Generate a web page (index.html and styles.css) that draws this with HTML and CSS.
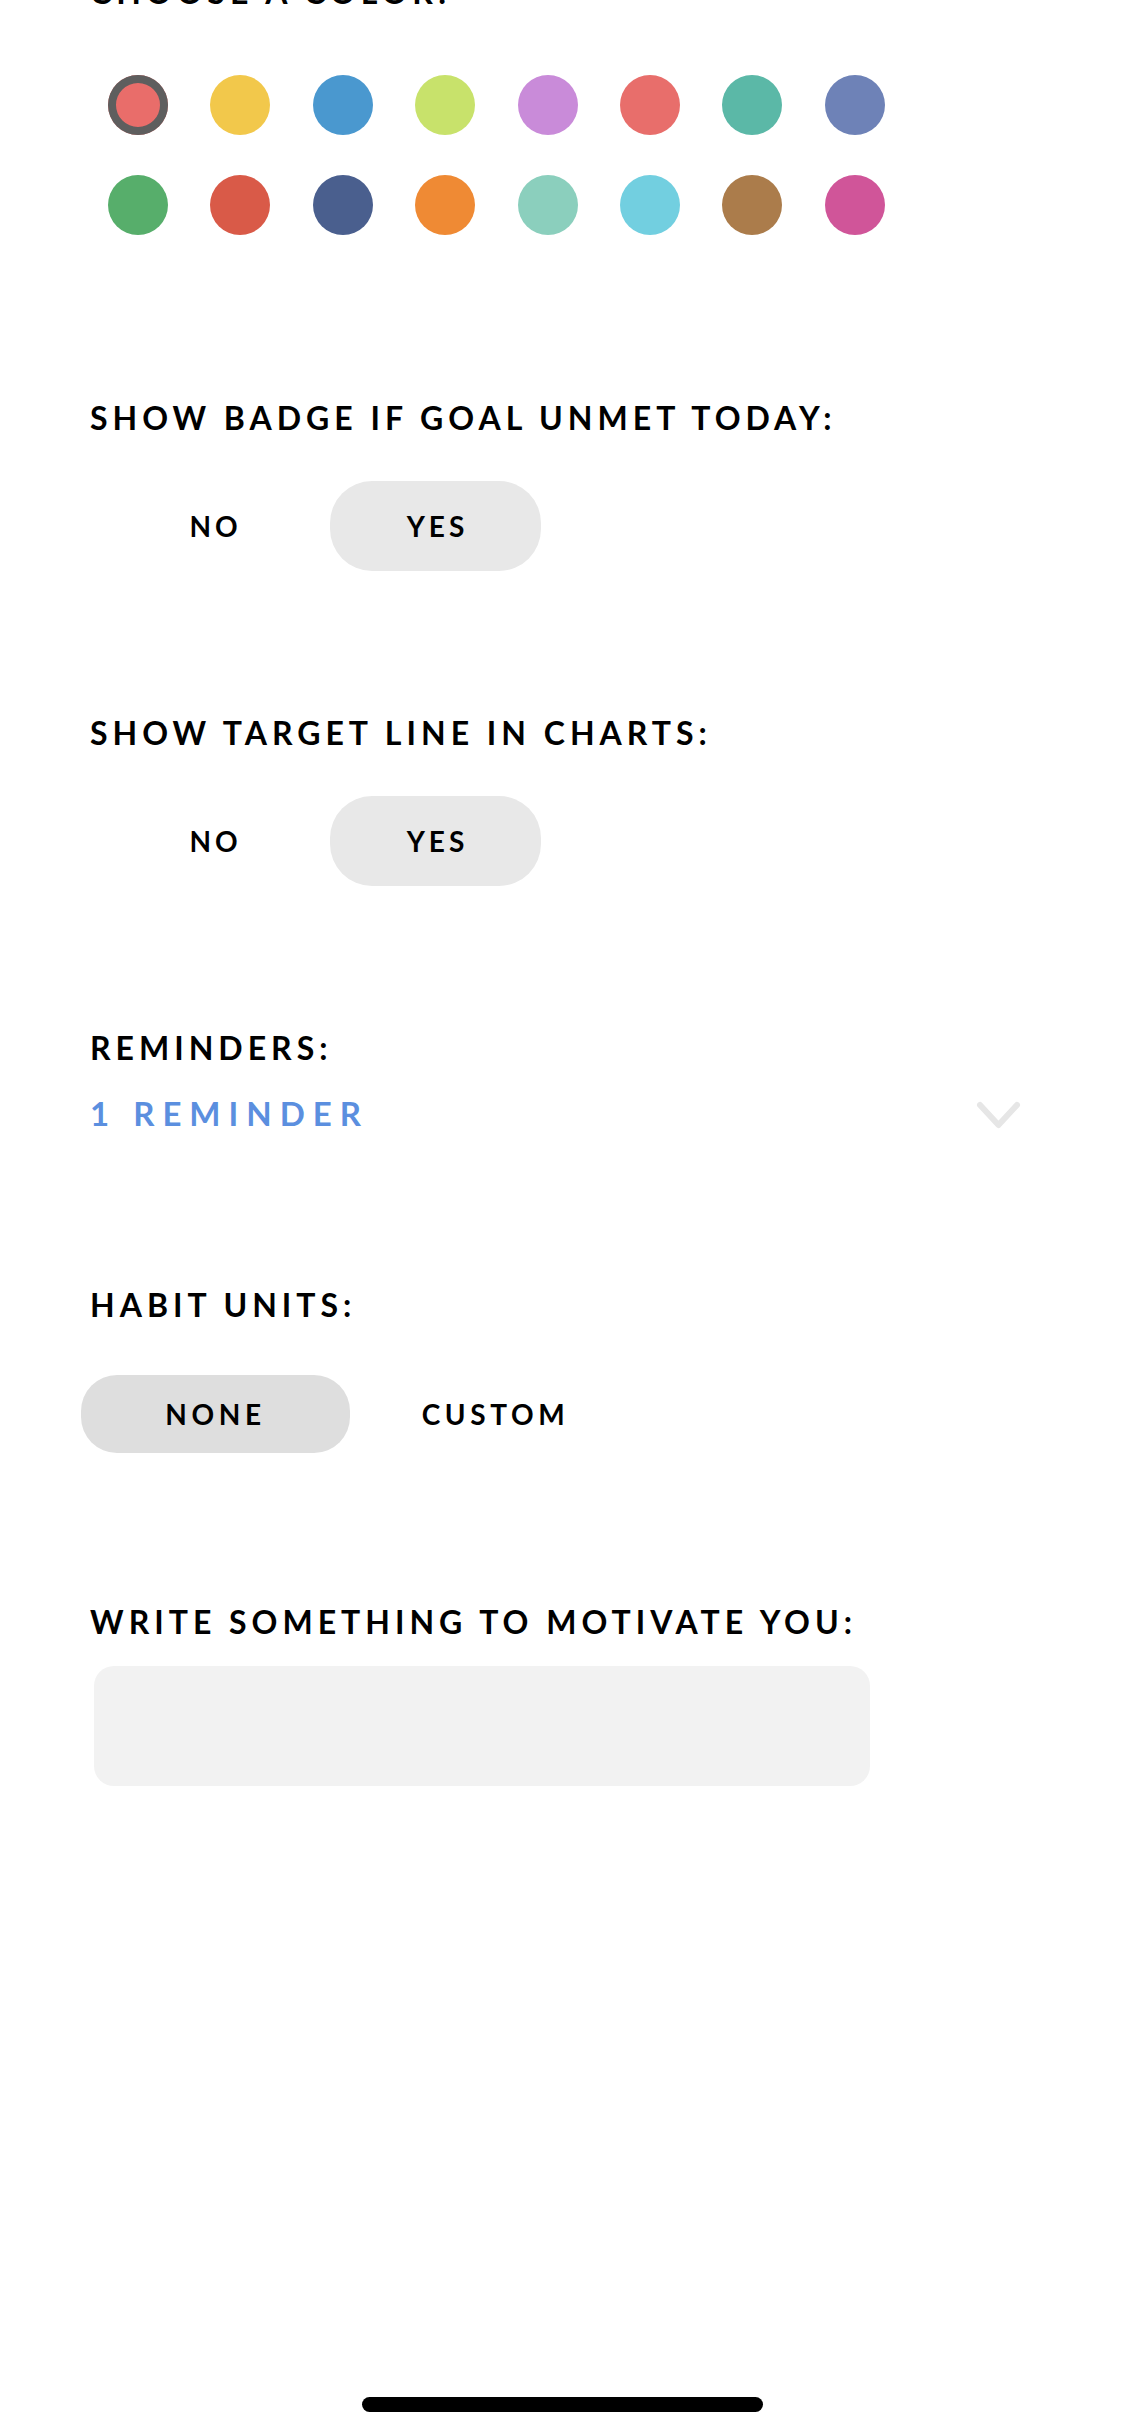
FILE: index.html
```html
<!DOCTYPE html>
<html>
<head>
<meta charset="utf-8">
<link rel="stylesheet" href="styles.css">
</head>
<body>
<div class="page">
  <div class="label label-top">CHOOSE A COLOR:</div>
  <div class="swatches">
    <span class="dot selected" style="background:#e96d6a"></span>
    <span class="dot" style="background:#f2c84b"></span>
    <span class="dot" style="background:#4a98cf"></span>
    <span class="dot" style="background:#c8e26b"></span>
    <span class="dot" style="background:#c98bd9"></span>
    <span class="dot" style="background:#e86e6b"></span>
    <span class="dot" style="background:#5bb8a7"></span>
    <span class="dot" style="background:#6e82b7"></span>
    <span class="dot" style="background:#57ae6b"></span>
    <span class="dot" style="background:#d95a48"></span>
    <span class="dot" style="background:#4a5f8e"></span>
    <span class="dot" style="background:#ef8a34"></span>
    <span class="dot" style="background:#8bcfbd"></span>
    <span class="dot" style="background:#72cfe0"></span>
    <span class="dot" style="background:#ab7c4b"></span>
    <span class="dot" style="background:#d05599"></span>
  </div>

  <div class="label label-badge">SHOW BADGE IF GOAL UNMET TODAY:</div>
  <div class="toggle">
    <span class="opt">NO</span>
    <span class="opt active">YES</span>
  </div>

  <div class="label label-next">SHOW TARGET LINE IN CHARTS:</div>
  <div class="toggle">
    <span class="opt">NO</span>
    <span class="opt active">YES</span>
  </div>

  <div class="label label-next">REMINDERS:</div>
  <div class="reminder-row">
    <span class="reminder">1 REMINDER</span>
    <svg class="chev" width="45" height="28" viewBox="0 0 45 28"><path d="M4 4 L22.5 24 L41 4" fill="none" stroke="#e6e6e6" stroke-width="6" stroke-linecap="round" stroke-linejoin="round"/></svg>
  </div>

  <div class="label label-units">HABIT UNITS:</div>
  <div class="units">
    <span class="uopt active">NONE</span>
    <span class="uopt">CUSTOM</span>
  </div>

  <div class="label label-write">WRITE SOMETHING TO MOTIVATE YOU:</div>
  <div class="motivate"></div>
</div>
<div class="home-indicator"></div>
</body>
</html>
```
FILE: styles.css
```css
html, body {
  margin: 0;
  padding: 0;
  background: #ffffff;
}
body {
  width: 1125px;
  height: 2436px;
  overflow: hidden;
  position: relative;
  font-family: "Lato", "Noto Sans", sans-serif;
  color: #000;
}
.page {
  padding-left: 90px;
}
.label {
  font-size: 32px;
  line-height: 32px;
  height: 32px;
  font-weight: 700;
  letter-spacing: 5px;
  white-space: nowrap;
}
.label-top {
  margin-top: -24px;
}
.swatches {
  margin-top: 67px;
  margin-left: 18px;
  display: grid;
  grid-template-columns: repeat(8, 60px);
  column-gap: 42.4px;
  row-gap: 40px;
}
.dot {
  width: 60px;
  height: 60px;
  border-radius: 50%;
  display: block;
}
.dot.selected {
  box-shadow: inset 0 0 0 8px #5e5e5e;
}
.label-badge {
  margin-top: 167px;
}
.label-next {
  margin-top: 146px;
}
.toggle {
  margin-top: 47px;
  margin-left: 18px;
  display: flex;
  gap: 11px;
}
.opt {
  width: 211px;
  height: 90px;
  border-radius: 42px;
  display: flex;
  align-items: center;
  justify-content: center;
  font-size: 28px;
  font-weight: 700;
  letter-spacing: 4px;
  text-indent: 4px;
}
.opt.active {
  background: #e8e8e8;
}
.reminder-row {
  margin-top: 33px;
  display: flex;
  align-items: center;
  justify-content: space-between;
  width: 931px;
  height: 32px;
}
.reminder {
  font-size: 33px;
  line-height: 32px;
  font-weight: 700;
  letter-spacing: 8px;
  color: #5b8fdf;
}
.chev {
  display: block;
  margin-top: 4px;
}
.label-units {
  margin-top: 160px;
}
.units {
  margin-top: 54px;
  margin-left: -9px;
  display: flex;
  gap: 11px;
}
.uopt {
  width: 269px;
  height: 78px;
  border-radius: 36px;
  display: flex;
  align-items: center;
  justify-content: center;
  font-size: 28px;
  font-weight: 700;
  letter-spacing: 4.6px;
}
.uopt.active {
  background: #dedede;
}
.label-write {
  margin-top: 153px;
}
.motivate {
  margin-top: 28px;
  margin-left: 4px;
  width: 776px;
  height: 120px;
  border-radius: 20px;
  background: #f2f2f2;
}
.home-indicator {
  position: absolute;
  left: 362px;
  top: 2397px;
  width: 401px;
  height: 15px;
  border-radius: 8px;
  background: #000;
}
```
====
## WHAT TO WORK ON
Transcribe the whole listing, character for character, but not its images.

## TASK SOLUTION
Generate a web page (index.html and styles.css) that draws this with HTML and CSS.
FILE: index.html
```html
<!DOCTYPE html>
<html>
<head>
<meta charset="utf-8">
<link rel="stylesheet" href="styles.css">
</head>
<body>
<div class="page">
  <div class="label label-top">CHOOSE A COLOR:</div>
  <div class="swatches">
    <span class="dot selected" style="background:#e96d6a"></span>
    <span class="dot" style="background:#f2c84b"></span>
    <span class="dot" style="background:#4a98cf"></span>
    <span class="dot" style="background:#c8e26b"></span>
    <span class="dot" style="background:#c98bd9"></span>
    <span class="dot" style="background:#e86e6b"></span>
    <span class="dot" style="background:#5bb8a7"></span>
    <span class="dot" style="background:#6e82b7"></span>
    <span class="dot" style="background:#57ae6b"></span>
    <span class="dot" style="background:#d95a48"></span>
    <span class="dot" style="background:#4a5f8e"></span>
    <span class="dot" style="background:#ef8a34"></span>
    <span class="dot" style="background:#8bcfbd"></span>
    <span class="dot" style="background:#72cfe0"></span>
    <span class="dot" style="background:#ab7c4b"></span>
    <span class="dot" style="background:#d05599"></span>
  </div>

  <div class="label label-badge">SHOW BADGE IF GOAL UNMET TODAY:</div>
  <div class="toggle">
    <span class="opt">NO</span>
    <span class="opt active">YES</span>
  </div>

  <div class="label label-next">SHOW TARGET LINE IN CHARTS:</div>
  <div class="toggle">
    <span class="opt">NO</span>
    <span class="opt active">YES</span>
  </div>

  <div class="label label-next">REMINDERS:</div>
  <div class="reminder-row">
    <span class="reminder">1 REMINDER</span>
    <svg class="chev" width="45" height="28" viewBox="0 0 45 28"><path d="M4 4 L22.5 24 L41 4" fill="none" stroke="#e6e6e6" stroke-width="6" stroke-linecap="round" stroke-linejoin="round"/></svg>
  </div>

  <div class="label label-units">HABIT UNITS:</div>
  <div class="units">
    <span class="uopt active">NONE</span>
    <span class="uopt">CUSTOM</span>
  </div>

  <div class="label label-write">WRITE SOMETHING TO MOTIVATE YOU:</div>
  <div class="motivate"></div>
</div>
<div class="home-indicator"></div>
</body>
</html>
```
FILE: styles.css
```css
html, body {
  margin: 0;
  padding: 0;
  background: #ffffff;
}
body {
  width: 1125px;
  height: 2436px;
  overflow: hidden;
  position: relative;
  font-family: "Lato", "Noto Sans", sans-serif;
  color: #000;
}
.page {
  padding-left: 90px;
}
.label {
  font-size: 32px;
  line-height: 32px;
  height: 32px;
  font-weight: 700;
  letter-spacing: 5px;
  white-space: nowrap;
}
.label-top {
  margin-top: -24px;
}
.swatches {
  margin-top: 67px;
  margin-left: 18px;
  display: grid;
  grid-template-columns: repeat(8, 60px);
  column-gap: 42.4px;
  row-gap: 40px;
}
.dot {
  width: 60px;
  height: 60px;
  border-radius: 50%;
  display: block;
}
.dot.selected {
  box-shadow: inset 0 0 0 8px #5e5e5e;
}
.label-badge {
  margin-top: 167px;
}
.label-next {
  margin-top: 146px;
}
.toggle {
  margin-top: 47px;
  margin-left: 18px;
  display: flex;
  gap: 11px;
}
.opt {
  width: 211px;
  height: 90px;
  border-radius: 42px;
  display: flex;
  align-items: center;
  justify-content: center;
  font-size: 28px;
  font-weight: 700;
  letter-spacing: 4px;
  text-indent: 4px;
}
.opt.active {
  background: #e8e8e8;
}
.reminder-row {
  margin-top: 33px;
  display: flex;
  align-items: center;
  justify-content: space-between;
  width: 931px;
  height: 32px;
}
.reminder {
  font-size: 33px;
  line-height: 32px;
  font-weight: 700;
  letter-spacing: 8px;
  color: #5b8fdf;
}
.chev {
  display: block;
  margin-top: 4px;
}
.label-units {
  margin-top: 160px;
}
.units {
  margin-top: 54px;
  margin-left: -9px;
  display: flex;
  gap: 11px;
}
.uopt {
  width: 269px;
  height: 78px;
  border-radius: 36px;
  display: flex;
  align-items: center;
  justify-content: center;
  font-size: 28px;
  font-weight: 700;
  letter-spacing: 4.6px;
}
.uopt.active {
  background: #dedede;
}
.label-write {
  margin-top: 153px;
}
.motivate {
  margin-top: 28px;
  margin-left: 4px;
  width: 776px;
  height: 120px;
  border-radius: 20px;
  background: #f2f2f2;
}
.home-indicator {
  position: absolute;
  left: 362px;
  top: 2397px;
  width: 401px;
  height: 15px;
  border-radius: 8px;
  background: #000;
}
```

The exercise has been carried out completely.